▸ Instructions to follow: Your task is to locate every line holding the string "React" and to copy each of them.

▸ Raw data:
· · ·

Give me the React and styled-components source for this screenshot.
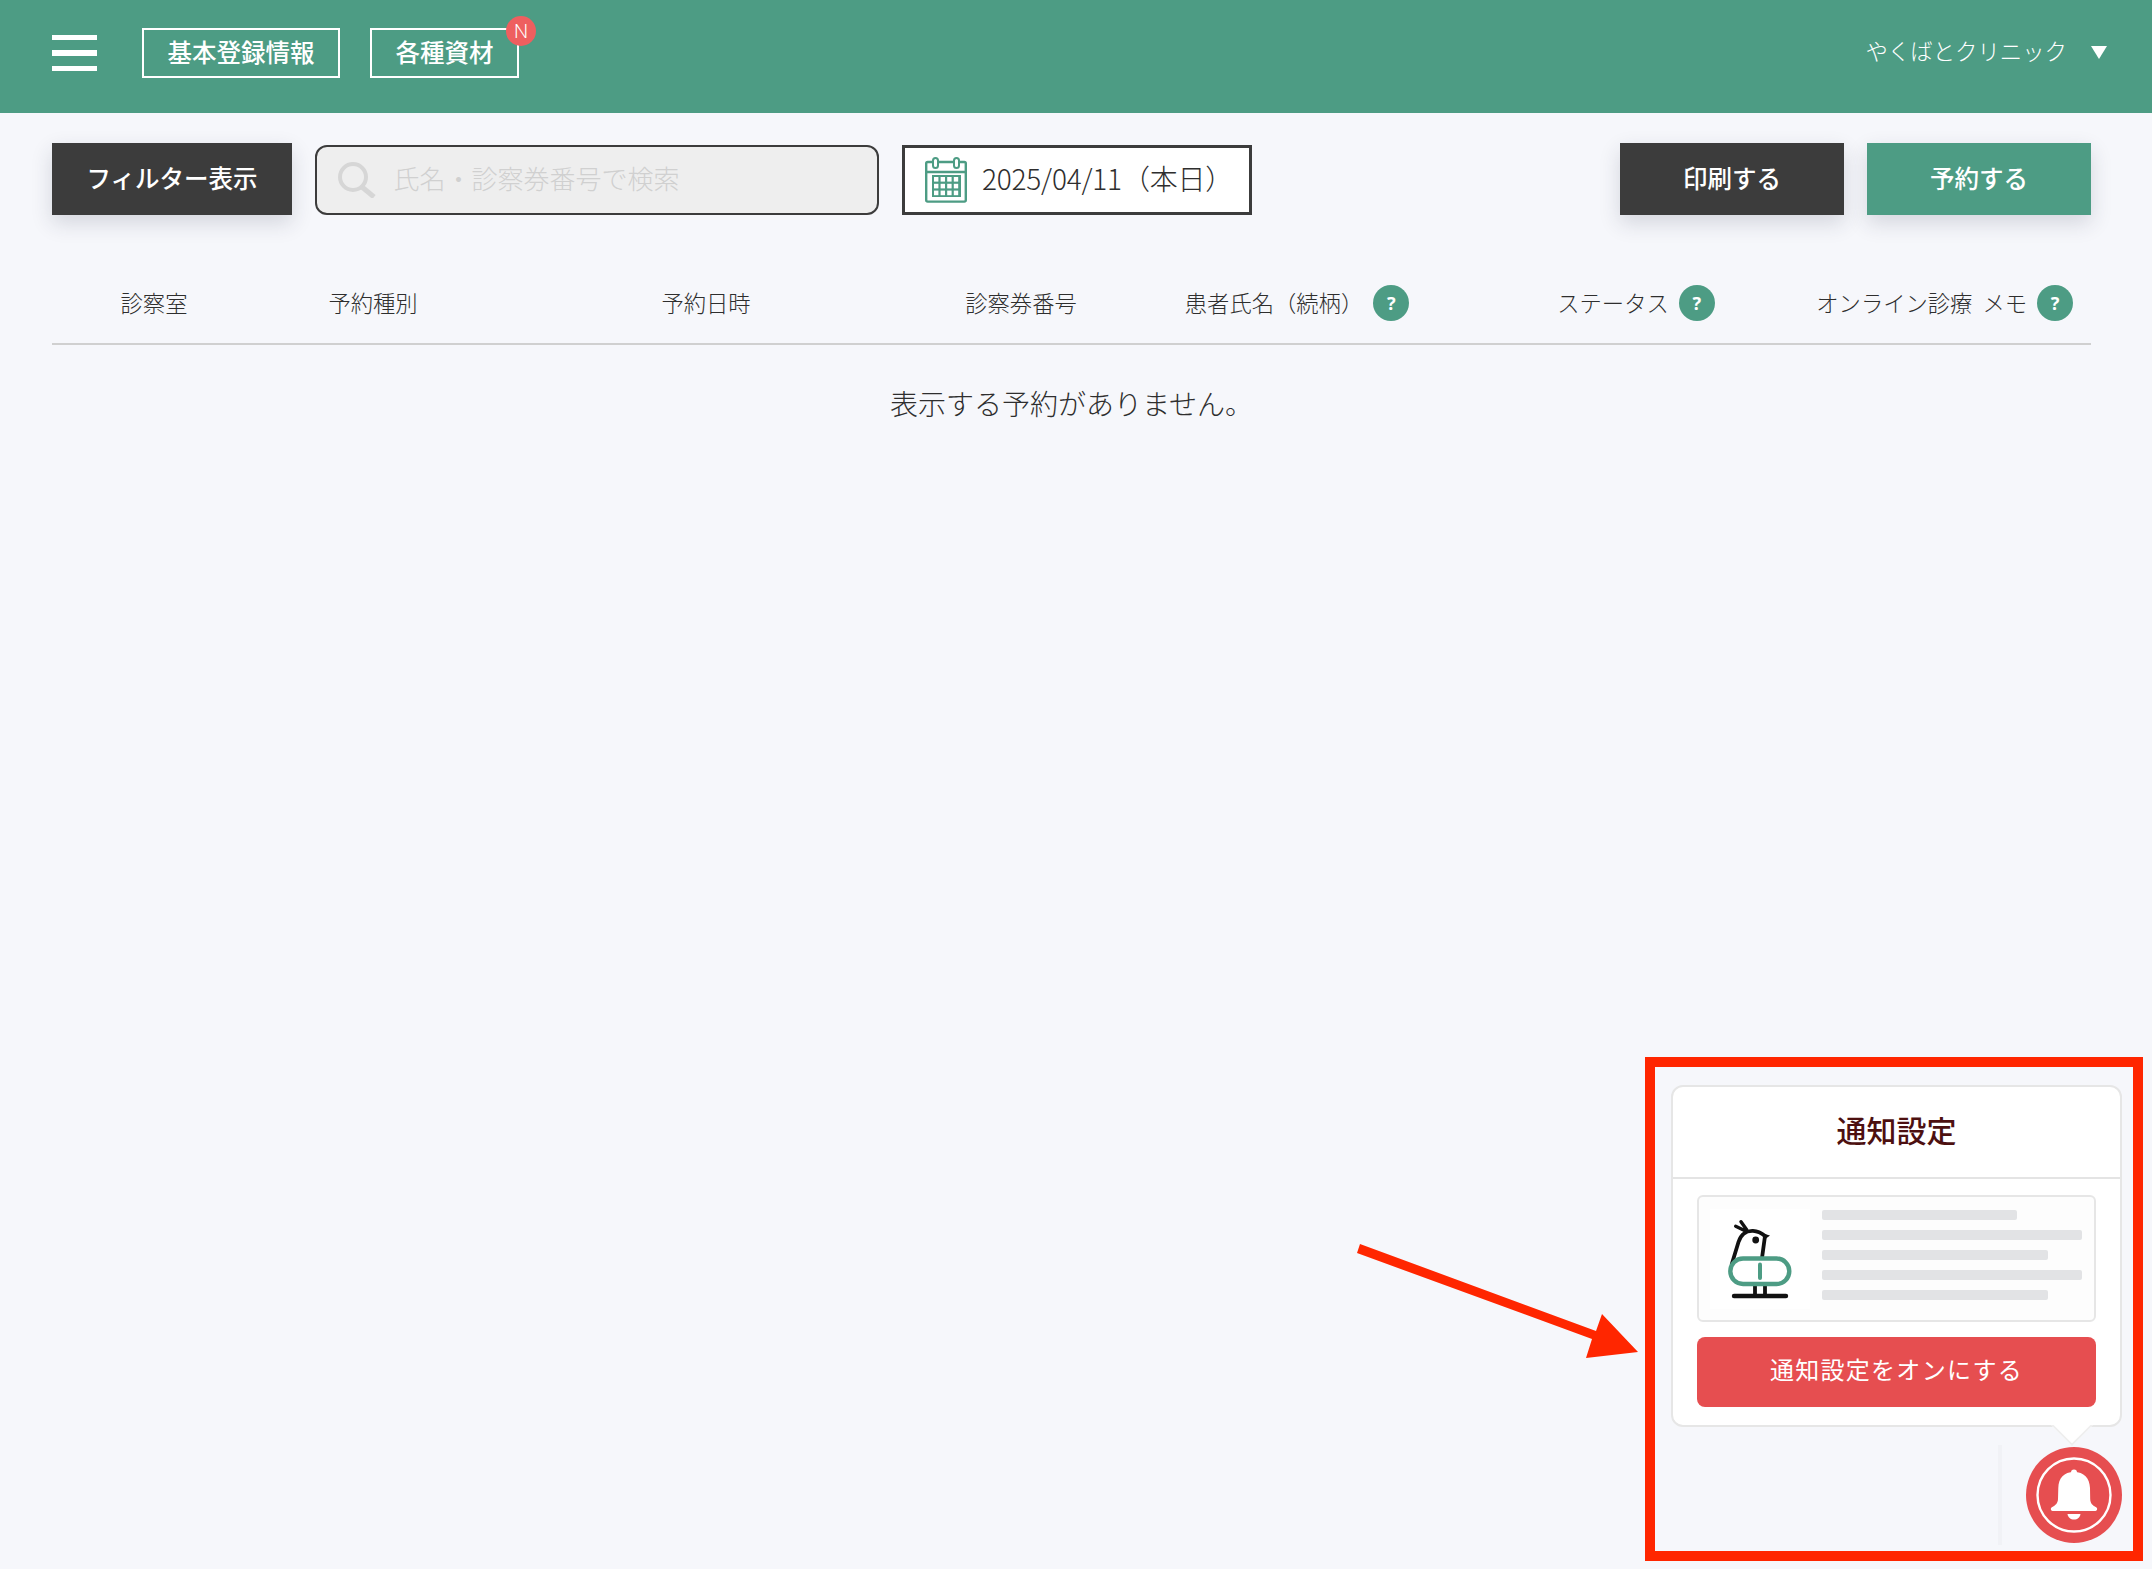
import React from 'react'
import styled, { createGlobalStyle } from 'styled-components'

const GREEN = '#4d9c84'
const DARK = '#3c3c3c'
const INK = '#2e2e2e'
const RED = '#e64e50'

const GlobalStyle = createGlobalStyle`
  * { box-sizing: border-box; }
  html, body { margin: 0; padding: 0; }
  body {
    background: #f6f7fb;
    color: ${INK};
    font-family: "Noto Sans CJK JP", "Noto Sans", sans-serif;
  }
`

const Page = styled.div`
  position: relative;
  min-height: 1569px;
  overflow: hidden;
`

const Header = styled.header`
  display: flex;
  align-items: center;
  height: 113px;
  padding: 0 45px 7px 52px;
  background: ${GREEN};
  color: #fff;
`

const Burger = styled.button`
  display: flex;
  flex-direction: column;
  gap: 10px;
  width: 45px;
  margin-right: 45px;
  padding: 0;
  border: 0;
  background: none;
  span {
    display: block;
    height: 5.5px;
    background: #fff;
  }
`

const NavButton = styled.button`
  position: relative;
  height: 50px;
  margin-right: 30px;
  padding: 0 23.5px 3px;
  border: 2px solid #fff;
  background: none;
  color: #fff;
  font: 500 24.5px "Noto Sans CJK JP", sans-serif;
`

const NewBadge = styled.span`
  position: absolute;
  top: -14px;
  right: -19px;
  width: 30px;
  height: 30px;
  border-radius: 50%;
  background: #ee5f5f;
  color: #fff;
  font: 300 20px/30px "Noto Sans", sans-serif;
  text-align: center;
`

const ClinicMenu = styled.div`
  display: flex;
  align-items: center;
  gap: 24px;
  margin-top: -2px;
  margin-left: auto;
  font-size: 22.4px;
  font-weight: 300;
  line-height: 30px;
`

const ClinicName = styled.span`
  margin-bottom: 4px;
`

const Caret = styled.span`
  width: 0;
  height: 0;
  border-top: 13px solid #fff;
  border-left: 8.5px solid transparent;
  border-right: 8.5px solid transparent;
`

const Toolbar = styled.div`
  display: flex;
  align-items: flex-end;
  height: 102px;
  padding: 0 61px 0 52px;
`

const ActionButton = styled.button`
  width: ${p => p.$width}px;
  height: 72px;
  margin-right: ${p => p.$gap || 0}px;
  padding: 0 0 4px;
  border: 0;
  background: ${p => p.$bg};
  box-shadow: 0 8px 20px rgba(40, 45, 70, 0.16);
  color: #fff;
  font: 500 24.5px "Noto Sans CJK JP", sans-serif;
`

const SearchBox = styled.label`
  display: flex;
  align-items: center;
  gap: 16.5px;
  width: 564px;
  height: 70px;
  margin-right: 23px;
  padding: 0 20px;
  border: 2.5px solid ${DARK};
  border-radius: 12px;
  background: #eeeeee;
`

const SearchInput = styled.input`
  flex: 1;
  min-width: 0;
  margin-bottom: 5px;
  padding: 0;
  border: 0;
  outline: 0;
  background: none;
  font: 300 26px "Noto Sans CJK JP", sans-serif;
  &::placeholder { color: #d0d0d0; opacity: 1; }
`

const DateBox = styled.div`
  display: flex;
  align-items: center;
  gap: 15px;
  width: 350px;
  height: 70px;
  padding: 0 0 0 20px;
  border: 3px solid ${DARK};
  background: #fff;
  font-size: 28px;
  font-weight: 300;
`

const DateText = styled.span`
  margin-bottom: 5px;
  letter-spacing: -0.2px;
`

const ToolbarRight = styled.div`
  display: flex;
  margin-left: auto;
`

const TableHead = styled.div`
  display: grid;
  grid-template-columns: 204px 234px 432px 198px 354px 324px 293px;
  align-items: center;
  height: 130px;
  margin: 0 61px 0 52px;
  padding-top: 70px;
  padding-bottom: 22px;
  border-bottom: 2px solid #d0d0d0;
  font-size: 22.3px;
  font-weight: 300;
`

const HeadCell = styled.div`
  display: flex;
  align-items: center;
  justify-content: ${p => (p.$end ? 'flex-end' : 'center')};
  gap: 10px;
  padding-right: ${p => (p.$end ? 18 : 0)}px;
  white-space: nowrap;
`

const HeadLabel = styled.span`
  margin-bottom: 3px;
  line-height: 32px;
`

const HelpDot = styled.span`
  flex: none;
  width: 36px;
  height: 36px;
  border-radius: 50%;
  background: ${GREEN};
  color: #fff;
  font: 700 18px/36px "Noto Sans", sans-serif;
  text-align: center;
`

const EmptyMessage = styled.p`
  margin: 40px 61px 0 52px;
  font-size: 28px;
  font-weight: 300;
  line-height: 36px;
  text-align: center;
`

/* notification panel floating over the page */
const Dock = styled.div`
  position: absolute;
  right: 30px;
  bottom: 24px;
  display: flex;
  flex-direction: column;
  align-items: flex-end;
  gap: 18px;
  width: 451px;
`

const Card = styled.section`
  position: relative;
  width: 100%;
  height: 342px;
  padding-bottom: 20px;
  border: 2px solid #e6e6e6;
  border-radius: 12px;
  background: #fff;
  &::after {
    content: '';
    position: absolute;
    right: 33px;
    bottom: -15px;
    width: 28px;
    height: 28px;
    background: #fff;
    border-right: 2px solid #eeeeee;
    border-bottom: 2px solid #eeeeee;
    transform: rotate(45deg);
    clip-path: polygon(100% 0, 100% 100%, 0 100%);
  }
`

const CardTitle = styled.h2`
  height: 92px;
  margin: 0;
  border-bottom: 2px solid #e4e4e4;
  color: #4d1010;
  font-size: 30px;
  font-weight: 500;
  line-height: 84px;
  text-align: center;
`

const CardBody = styled.div`
  display: flex;
  flex-direction: column;
  gap: 15px;
  padding: 16px 24px 0;
`

const Preview = styled.div`
  display: flex;
  align-items: center;
  gap: 12px;
  height: 127px;
  padding: 0 11px;
  border: 2px solid #e6e6e6;
  border-radius: 6px;
  background: #fdfdfd;
`

const LogoBox = styled.div`
  flex: none;
  width: 100px;
  height: 100px;
  background: #fff;
`

const PreviewLines = styled.div`
  display: flex;
  flex-direction: column;
  gap: 10px;
  flex: 1;
  margin-top: -7px;
`

const PreviewLine = styled.div`
  width: ${p => p.$width}px;
  height: 10px;
  border-radius: 2px;
  background: #e2e3e5;
`

const EnableButton = styled.button`
  height: 70px;
  padding: 0 0 8px;
  border: 0;
  border-radius: 8px;
  background: ${RED};
  color: #fff;
  font: 400 24px "Noto Sans CJK JP", sans-serif;
  letter-spacing: 1.3px;
`

const BellRow = styled.div`
  display: flex;
  align-items: center;
  gap: 24px;
`

const FaintRule = styled.div`
  width: 4px;
  height: 100px;
  background: #f1f2f6;
`

const BellButton = styled.button`
  display: block;
  width: 96px;
  height: 96px;
  padding: 0;
  border: 0;
  border-radius: 50%;
  background: ${RED};
  svg { display: block; }
`

/* annotation drawn on top of the screenshot */
const RedFrame = styled.div`
  position: absolute;
  left: 1645px;
  top: 1057px;
  width: 498px;
  height: 504px;
  border: 10px solid #ff2600;
  pointer-events: none;
`

const ArrowMark = styled.svg`
  position: absolute;
  left: 1340px;
  top: 1220px;
`

const SearchIcon = () => (
  <svg width="40" height="36" viewBox="0 0 40 36" fill="none" stroke="#d6d6d6" strokeWidth="4">
    <circle cx="16" cy="15" r="13" />
    <path d="M25 25 L37 35" strokeWidth="5" />
  </svg>
)

const CalendarIcon = () => {
  const cells = []
  for (let r = 0; r < 3; r++) {
    for (let c = 0; c < 4; c++) {
      cells.push(<rect key={`${r}-${c}`} x={9 + c * 6.6} y={20 + r * 6.8} width="4.4" height="4.6" fill="#fff" />)
    }
  }
  return (
    <svg width="42" height="46" viewBox="0 0 42 46" style={{ flex: 'none' }}>
      <rect x="1.2" y="5" width="39.6" height="39.6" rx="1.5" fill="#fff" stroke={GREEN} strokeWidth="2.4" />
      <path d="M1 15 H41" stroke={GREEN} strokeWidth="2.4" />
      <rect x="8" y="1" width="5" height="10" rx="2.5" fill="#fff" stroke={GREEN} strokeWidth="2" />
      <rect x="29" y="1" width="5" height="10" rx="2.5" fill="#fff" stroke={GREEN} strokeWidth="2" />
      <rect x="7" y="18" width="29" height="22" fill={GREEN} />
      {cells}
    </svg>
  )
}

const BirdLogo = () => (
  <svg width="100" height="100" viewBox="0 0 100 100" fill="none">
    <path d="M25.7 17.3 L35 21.7 M31 12.7 L36.7 20.7" stroke="#111" strokeWidth="3.4" strokeLinecap="round" />
    <path d="M21.5 56 L28.5 33 C31 25 37 21.5 43 21.8 C48 22 51.5 24 55 27 L52 49" stroke="#111" strokeWidth="3.8" />
    <path d="M53 24.5 L60 26.5 L54 31 Z" fill="#111" />
    <circle cx="45.7" cy="31" r="3.4" fill="#111" />
    <path d="M45 75 V86 M55 75 V86" stroke="#111" strokeWidth="3.8" />
    <path d="M24 87 H76" stroke="#111" strokeWidth="4.4" strokeLinecap="round" />
    <rect x="20.3" y="49.5" width="59" height="25.5" rx="12.75" fill="#fff" stroke={GREEN} strokeWidth="4.4" />
    <path d="M50 55.5 V69" stroke={GREEN} strokeWidth="4" strokeLinecap="round" />
  </svg>
)

const BellIcon = () => (
  <svg width="96" height="96" viewBox="0 0 96 96">
    <circle cx="48" cy="48" r="36.5" fill="none" stroke="#fff" strokeWidth="2.4" />
    <circle cx="48" cy="25.5" r="3" fill="#fff" />
    <path
      d="M48 25 C38 25 32.5 31 32.3 41 L32 52 C31.8 56 30 57.5 28 59 L25.5 60.6 C24.3 61.5 24.8 64 26.5 64 H69.5 C71.2 64 71.7 61.5 70.5 60.6 L68 59 C66 57.5 64.4 56 64.2 52 L64 41 C63.6 31 58 25 48 25 Z"
      fill="#fff"
    />
    <path d="M41.5 67 H54.5 C54 70.5 51.5 72.5 48 72.5 C44.5 72.5 42 70.5 41.5 67 Z" fill="#fff" />
  </svg>
)

const previewLines = [195, 260, 226, 260, 226]

export default function App() {
  return (
    <Page>
      <GlobalStyle />
      <Header>
        <Burger aria-label="メニュー">
          <span />
          <span />
          <span />
        </Burger>
        <NavButton>基本登録情報</NavButton>
        <NavButton>
          各種資材
          <NewBadge>N</NewBadge>
        </NavButton>
        <ClinicMenu>
          <ClinicName>やくばとクリニック</ClinicName>
          <Caret />
        </ClinicMenu>
      </Header>

      <Toolbar>
        <ActionButton $width={240} $gap={23} $bg={DARK}>フィルター表示</ActionButton>
        <SearchBox>
          <SearchIcon />
          <SearchInput placeholder="氏名・診察券番号で検索" />
        </SearchBox>
        <DateBox>
          <CalendarIcon />
          <DateText>2025/04/11（本日）</DateText>
        </DateBox>
        <ToolbarRight>
          <ActionButton $width={224} $gap={23} $bg={DARK}>印刷する</ActionButton>
          <ActionButton $width={224} $bg={GREEN}>予約する</ActionButton>
        </ToolbarRight>
      </Toolbar>

      <TableHead>
        <HeadCell><HeadLabel>診察室</HeadLabel></HeadCell>
        <HeadCell><HeadLabel>予約種別</HeadLabel></HeadCell>
        <HeadCell><HeadLabel>予約日時</HeadLabel></HeadCell>
        <HeadCell><HeadLabel>診察券番号</HeadLabel></HeadCell>
        <HeadCell><HeadLabel>患者氏名（続柄）</HeadLabel><HelpDot>?</HelpDot></HeadCell>
        <HeadCell><HeadLabel>ステータス</HeadLabel><HelpDot>?</HelpDot></HeadCell>
        <HeadCell $end>
          <HeadLabel>オンライン診療</HeadLabel>
          <HeadLabel>メモ</HeadLabel>
          <HelpDot>?</HelpDot>
        </HeadCell>
      </TableHead>

      <EmptyMessage>表示する予約がありません。</EmptyMessage>

      <Dock>
        <Card>
          <CardTitle>通知設定</CardTitle>
          <CardBody>
            <Preview>
              <LogoBox><BirdLogo /></LogoBox>
              <PreviewLines>
                {previewLines.map((w, i) => <PreviewLine key={i} $width={w} />)}
              </PreviewLines>
            </Preview>
            <EnableButton>通知設定をオンにする</EnableButton>
          </CardBody>
        </Card>
        <BellRow>
          <FaintRule />
          <BellButton aria-label="通知"><BellIcon /></BellButton>
        </BellRow>
      </Dock>

      <RedFrame />
      <ArrowMark width="320" height="170" viewBox="0 0 320 170">
        <polygon points="20,24 17,33 252,119 246,138 298,132 262,94 256,111" fill="#ff2600" />
      </ArrowMark>
    </Page>
  )
}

· · ·

▸ Solved exercise:
Give me the React and styled-components source for this screenshot.
import React from 'react'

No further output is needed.